As part of the privatization process, HSBC has confirmed it will pause share buybacks from the third quarter of 2025 through the first quarter of 2026, with a planned US$5 billion buyback deferred to 2026/2027. This decision reflects the bank’s careful financial planning during this transitional period.
The bank’s wealth business offers a bright spot, projected to maintain a robust 15% annual growth rate, driven by strong stock market turnover. However, commercial real estate (CRE) credit quality remains a significant concern for analysts and investors.
For the first nine months of the year, HSBC’s pre-tax profit is estimated at US$23.47 billion, a substantial 21.9% decrease compared to the same period last year. Despite this decline, the bank plans to maintain a steady dividend of 10 US cents per share, aligning with market expectations.

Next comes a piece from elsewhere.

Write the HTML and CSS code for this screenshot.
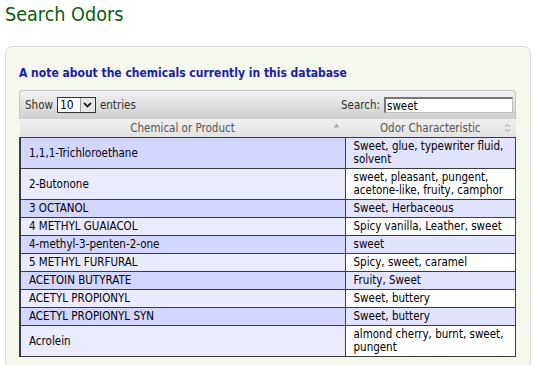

Investors like Wen suggest a cautious approach, recommending potential phased buying if HSBC’s share price falls to around HK$100. JP Morgan emphasizes that the upcoming quarterly results will be the primary short-term driver for HSBC’s stock price, with key volatility factors including CRE impact, transaction banking fees, and credit costs.
As HSBC prepares to unveil its results, the financial world watches closely. The bank stands at an interesting juncture – navigating profit challenges while simultaneously executing a significant strategic move with the Hang Seng Bank privatization. The management’s upcoming briefing will be crucial in providing clarity and direction for investors seeking to understand the bank’s future trajectory.